What is he doing with his portion of goods, these great gifts? He is spending it all upon himself and without reference to God who gave all to him. He is the prodigal.
He may not be as blatant a prodigal as the rich fool of Luke 12, who talked to his soul, and said, “Soul, thou hast much goods laid up for many years take thine ease, eat, drink, and be merry.” But he is the prodigal nevertheless if he lives for self and ignores the claims of God. But may not a man do what he likes with his own? ―so thought the prodigal. The answer to that question is in the words of Scripture, and is a solemn and unalterable decree from the mouth of God, “For it is written, As I live, saith the Lord, every knee shall bow to Me, every tongue confess to God. So then everyone of us shall give account of himself to God.” Romans 14:11, 1211For it is written, As I live, saith the Lord, every knee shall bow to me, and every tongue shall confess to God. 12So then every one of us shall give account of himself to God. (Romans 14:11‑12)
This young son of his father was as much a prodigal when he decided to leave his father’s house as he was when he shared the swine’s field and food; he had a prodigal heart and, “as a man thinketh in his heart, so is he.” As a matter of fact he was morally a better man in the swine field than when he left his father’s house, for when he had come to the utter end of his resources, he began to have right thoughts of his father, and all his thoughts of him had been wrong up to that point.
How restless and restive some men become at the thought of their dependence upon God; independence was what Adam aimed at, “Ye shall be as gods” was the lie with which the devil deceived him, and this desire to be self-sufficing and independent of God has characterized every son of Adam since.
But where does this flight from God carry men? Into the far country; and what is the far country? It is the world; and what is the world? It is the devil’s sphere, where he exercises his subtle wiles to deceive man and make them happy for a while without God that he might finally destroy them; the devil has no pity, no mercy. The Bible says the world is made up of three things―the lust of the flesh, the lust of the eyes and the pride of life―lust and pride. Men and women are investing their all in it, and they do not know that it is a bankrupt concern that can pay no dividends.

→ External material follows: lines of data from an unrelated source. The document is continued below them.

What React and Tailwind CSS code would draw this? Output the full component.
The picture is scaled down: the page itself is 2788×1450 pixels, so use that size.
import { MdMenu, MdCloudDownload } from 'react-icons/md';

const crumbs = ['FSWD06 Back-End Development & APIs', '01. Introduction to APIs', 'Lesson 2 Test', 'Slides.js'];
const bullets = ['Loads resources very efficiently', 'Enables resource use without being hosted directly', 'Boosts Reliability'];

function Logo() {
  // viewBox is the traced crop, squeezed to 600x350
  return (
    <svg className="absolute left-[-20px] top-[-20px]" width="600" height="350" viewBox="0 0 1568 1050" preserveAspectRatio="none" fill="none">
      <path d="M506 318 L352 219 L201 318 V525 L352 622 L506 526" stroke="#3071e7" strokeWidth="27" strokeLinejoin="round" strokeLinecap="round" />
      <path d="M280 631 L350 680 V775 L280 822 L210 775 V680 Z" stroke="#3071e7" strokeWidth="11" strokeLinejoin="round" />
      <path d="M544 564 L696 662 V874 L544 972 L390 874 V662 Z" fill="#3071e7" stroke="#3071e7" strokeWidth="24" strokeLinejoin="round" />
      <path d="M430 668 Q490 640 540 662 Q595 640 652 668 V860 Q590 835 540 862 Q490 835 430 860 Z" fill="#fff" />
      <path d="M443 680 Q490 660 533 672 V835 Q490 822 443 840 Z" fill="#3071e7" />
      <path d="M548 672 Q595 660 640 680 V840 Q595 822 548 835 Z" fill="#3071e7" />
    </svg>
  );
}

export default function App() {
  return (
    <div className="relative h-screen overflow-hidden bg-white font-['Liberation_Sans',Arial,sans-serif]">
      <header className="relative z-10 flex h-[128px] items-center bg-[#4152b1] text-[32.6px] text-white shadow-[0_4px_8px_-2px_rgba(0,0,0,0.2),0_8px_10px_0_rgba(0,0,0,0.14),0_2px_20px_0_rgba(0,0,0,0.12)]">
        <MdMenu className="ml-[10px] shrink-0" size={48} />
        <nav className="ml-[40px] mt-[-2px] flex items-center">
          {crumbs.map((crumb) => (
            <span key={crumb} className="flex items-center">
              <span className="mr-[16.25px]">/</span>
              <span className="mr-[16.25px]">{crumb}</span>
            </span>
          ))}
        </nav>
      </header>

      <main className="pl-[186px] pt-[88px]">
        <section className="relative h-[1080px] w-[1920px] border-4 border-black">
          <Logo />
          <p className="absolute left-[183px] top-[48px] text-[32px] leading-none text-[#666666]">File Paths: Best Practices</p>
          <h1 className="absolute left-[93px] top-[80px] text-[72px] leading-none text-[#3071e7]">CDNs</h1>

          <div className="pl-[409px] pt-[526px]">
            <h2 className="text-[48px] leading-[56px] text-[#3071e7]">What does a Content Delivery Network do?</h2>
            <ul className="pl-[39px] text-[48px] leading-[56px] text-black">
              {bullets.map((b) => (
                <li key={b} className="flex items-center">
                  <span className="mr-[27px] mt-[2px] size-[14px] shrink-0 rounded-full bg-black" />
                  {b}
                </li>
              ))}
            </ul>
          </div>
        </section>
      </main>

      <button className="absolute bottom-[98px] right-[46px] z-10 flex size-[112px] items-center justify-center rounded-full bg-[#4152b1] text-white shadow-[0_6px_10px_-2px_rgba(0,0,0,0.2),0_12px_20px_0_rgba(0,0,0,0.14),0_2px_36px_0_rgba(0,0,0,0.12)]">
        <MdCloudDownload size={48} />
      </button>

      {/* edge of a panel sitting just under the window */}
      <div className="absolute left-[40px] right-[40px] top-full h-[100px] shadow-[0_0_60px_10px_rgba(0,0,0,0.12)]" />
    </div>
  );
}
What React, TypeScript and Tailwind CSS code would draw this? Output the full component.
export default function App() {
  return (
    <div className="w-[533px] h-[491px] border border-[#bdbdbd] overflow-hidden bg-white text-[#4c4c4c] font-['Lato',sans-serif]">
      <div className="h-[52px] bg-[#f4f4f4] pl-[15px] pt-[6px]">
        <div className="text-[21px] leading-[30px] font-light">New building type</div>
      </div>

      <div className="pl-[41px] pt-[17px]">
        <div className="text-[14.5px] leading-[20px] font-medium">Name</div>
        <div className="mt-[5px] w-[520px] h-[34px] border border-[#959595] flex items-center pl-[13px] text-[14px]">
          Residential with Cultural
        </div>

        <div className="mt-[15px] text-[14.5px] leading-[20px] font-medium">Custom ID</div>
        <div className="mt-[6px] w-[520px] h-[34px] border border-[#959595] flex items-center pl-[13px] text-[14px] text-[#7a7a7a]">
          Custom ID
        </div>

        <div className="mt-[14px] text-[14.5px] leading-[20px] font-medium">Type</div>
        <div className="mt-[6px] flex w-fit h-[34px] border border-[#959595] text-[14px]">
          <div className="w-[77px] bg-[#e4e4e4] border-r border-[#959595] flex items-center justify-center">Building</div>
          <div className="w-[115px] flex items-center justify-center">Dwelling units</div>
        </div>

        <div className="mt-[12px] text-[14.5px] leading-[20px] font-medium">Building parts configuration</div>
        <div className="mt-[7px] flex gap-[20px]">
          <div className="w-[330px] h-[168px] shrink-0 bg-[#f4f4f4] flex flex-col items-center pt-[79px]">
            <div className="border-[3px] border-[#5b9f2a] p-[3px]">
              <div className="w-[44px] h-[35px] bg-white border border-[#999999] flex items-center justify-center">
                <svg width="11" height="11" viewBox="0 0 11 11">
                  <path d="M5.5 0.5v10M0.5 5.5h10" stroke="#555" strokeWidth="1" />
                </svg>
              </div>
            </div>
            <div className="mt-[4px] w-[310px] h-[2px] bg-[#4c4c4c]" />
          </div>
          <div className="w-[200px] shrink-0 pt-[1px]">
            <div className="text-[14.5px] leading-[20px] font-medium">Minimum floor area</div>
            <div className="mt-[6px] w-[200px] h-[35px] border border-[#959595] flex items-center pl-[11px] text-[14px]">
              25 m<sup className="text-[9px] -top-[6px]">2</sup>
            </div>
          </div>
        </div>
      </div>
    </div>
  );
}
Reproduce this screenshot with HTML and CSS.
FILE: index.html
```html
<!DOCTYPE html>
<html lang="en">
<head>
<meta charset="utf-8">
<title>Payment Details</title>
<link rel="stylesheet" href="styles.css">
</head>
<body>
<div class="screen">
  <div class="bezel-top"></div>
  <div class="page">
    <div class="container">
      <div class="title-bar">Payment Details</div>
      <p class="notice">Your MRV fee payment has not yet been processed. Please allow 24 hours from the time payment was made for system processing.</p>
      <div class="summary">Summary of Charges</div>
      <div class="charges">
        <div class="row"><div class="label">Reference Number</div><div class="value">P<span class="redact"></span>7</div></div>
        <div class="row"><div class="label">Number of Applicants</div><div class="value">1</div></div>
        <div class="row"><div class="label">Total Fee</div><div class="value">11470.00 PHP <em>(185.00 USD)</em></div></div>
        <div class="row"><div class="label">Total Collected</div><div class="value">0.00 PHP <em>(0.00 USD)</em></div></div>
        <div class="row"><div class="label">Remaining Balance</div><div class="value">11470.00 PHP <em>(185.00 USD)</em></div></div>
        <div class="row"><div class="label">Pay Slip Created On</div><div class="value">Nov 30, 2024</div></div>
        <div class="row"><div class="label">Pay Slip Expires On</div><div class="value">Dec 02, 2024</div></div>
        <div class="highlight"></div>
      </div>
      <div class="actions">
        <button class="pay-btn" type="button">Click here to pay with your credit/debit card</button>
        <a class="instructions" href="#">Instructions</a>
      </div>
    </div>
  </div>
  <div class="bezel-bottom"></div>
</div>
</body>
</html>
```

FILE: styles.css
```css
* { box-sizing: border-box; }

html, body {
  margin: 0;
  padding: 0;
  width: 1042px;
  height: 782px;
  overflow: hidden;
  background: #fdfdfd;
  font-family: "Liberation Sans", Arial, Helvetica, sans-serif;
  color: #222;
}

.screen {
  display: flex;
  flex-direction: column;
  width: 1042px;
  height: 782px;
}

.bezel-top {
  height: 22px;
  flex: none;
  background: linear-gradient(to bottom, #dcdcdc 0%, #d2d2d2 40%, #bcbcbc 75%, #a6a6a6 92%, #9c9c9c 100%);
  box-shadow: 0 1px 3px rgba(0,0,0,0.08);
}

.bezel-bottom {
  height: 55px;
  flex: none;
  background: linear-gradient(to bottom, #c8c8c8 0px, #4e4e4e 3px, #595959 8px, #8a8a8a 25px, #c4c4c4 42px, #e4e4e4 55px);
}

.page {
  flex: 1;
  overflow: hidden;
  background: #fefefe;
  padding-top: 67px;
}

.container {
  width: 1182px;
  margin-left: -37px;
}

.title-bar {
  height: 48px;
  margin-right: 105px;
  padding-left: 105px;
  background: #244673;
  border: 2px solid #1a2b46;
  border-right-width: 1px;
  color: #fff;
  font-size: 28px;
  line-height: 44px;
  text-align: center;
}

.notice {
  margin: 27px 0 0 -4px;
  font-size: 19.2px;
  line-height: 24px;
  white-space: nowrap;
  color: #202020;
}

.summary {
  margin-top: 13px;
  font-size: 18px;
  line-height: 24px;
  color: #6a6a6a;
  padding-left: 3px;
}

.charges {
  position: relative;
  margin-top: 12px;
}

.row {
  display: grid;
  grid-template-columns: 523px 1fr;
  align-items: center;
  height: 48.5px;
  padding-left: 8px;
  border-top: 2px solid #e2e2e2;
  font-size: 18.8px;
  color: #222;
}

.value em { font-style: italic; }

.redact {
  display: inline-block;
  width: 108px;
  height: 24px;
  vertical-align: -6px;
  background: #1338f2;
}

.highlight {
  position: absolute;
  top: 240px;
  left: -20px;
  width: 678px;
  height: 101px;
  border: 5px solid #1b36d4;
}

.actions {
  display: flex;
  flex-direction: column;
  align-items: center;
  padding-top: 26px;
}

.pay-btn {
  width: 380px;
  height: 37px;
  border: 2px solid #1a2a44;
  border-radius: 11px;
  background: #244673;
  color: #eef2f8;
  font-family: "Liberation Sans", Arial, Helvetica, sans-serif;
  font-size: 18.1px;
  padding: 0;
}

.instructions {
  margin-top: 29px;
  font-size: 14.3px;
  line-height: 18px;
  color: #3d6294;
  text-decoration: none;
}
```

Yet that is not how things appear to the world’s votaries. I listened to an open-air preacher, he was a fluent and forceful speaker, and chiefly because he was speaking out of his own experience. He told the people that the world had almost damned him. He had gone in for it wholeheartedly, and had found that the best it could give was “froth and bubble.” Listening to that same man was a young lady who said she did not agree with the man at all, she spent her time in the social whirl and was enjoying every minute of it. I was asked if I could explain the contradiction. My answer was, Here is a man who has come into a fortune of £10,000 and he sets out to live at the rate of £20,000 a year; what a man of wealth he seems to be and what a life he lives. Yes, for six months, and then bankruptcy! The young lady was living on her capital, and bankruptcy, moral, spiritual and eternal, lay before her and every other prodigal.
It is surely bad enough that great gifts should be squandered without return, but the tragedy is that the soul is risked and lost at the same time. Suppose a man could gain his utmost ambition in the world and lose his soul―what’s the profit in that? Of course they are old words, but they came from the lips of eternal Truth and are eternally true. “What shall it profit a man if he shall gain the whole world and lose his own soul?”
I was introduced in the North of England to a young Norwegian, a cultured and attractive fellow. He was the son of a successful businessman and had come to England to perfect himself in our language. I said to him, “Wouldn’t it be a splendid thing if you yielded your soul to the great Saviour at the very start of your visit? That would be worth coming to England for.” “No, no,” he said, “I want life, I want pleasure, I get that in England.” “What sort of pleasure are you wanting?” I asked. “Oh, the horses, the races, the theaters! I want horses, theaters,” and his face glowed in anticipation. He had made up his mind, and my warning that these things were sometimes the devil’s soul-traps did not move him, and after a few days he went up to London where he could gratify his tastes to their full bent. A few months passed, three, I believe, when I received through the post a copy of the Daily Telegraph. A paragraph in it was blue-penciled; it told of a young man who had been found dead in the bedroom of a London hotel with a towel twisted round his throat. The verdict of the Coroner’s jury was “felo de se.” He was the young man of my story. He had sold his immortal soul for sinful pleasure and it had slain him. Crowds are doing it; eagerly, willingly they barter their souls to the devil for the excitement of the racecourse, the theater and worse places. Instead of God’s salvation they choose the downward road, the world’s way, that may not in their case run to a suicide’s grave, but most certainly ends in hellfire, prepared for the devil and his angels.
“Heart with a vacancy
Nothing can satisfy,
Filled with some pitiful bauble or toy;
Pleased by variety;
Palled by satiety,
Groping for happiness, yearning for joy;
Steeped in iniquity, folly and pride,
Thrusting its Monarch and Maker aside.
Deity bled for thee!
Pitied thee, pled for thee!
Proffered His treasures eternal in vain.
Bulk of Humanity,
Cursed with insanity,
Trample all offers of Grace with disdain;
Thinking it wiser their God to defy―
Shrouded in dark degradation to die!”
Thank God, not all travel to that terrible end, many are awakened to their danger before it is too late, and the grace of God saves them, and gives them life and peace instead of disappointment and death, and heaven and eternal glory instead of hell and eternal woe.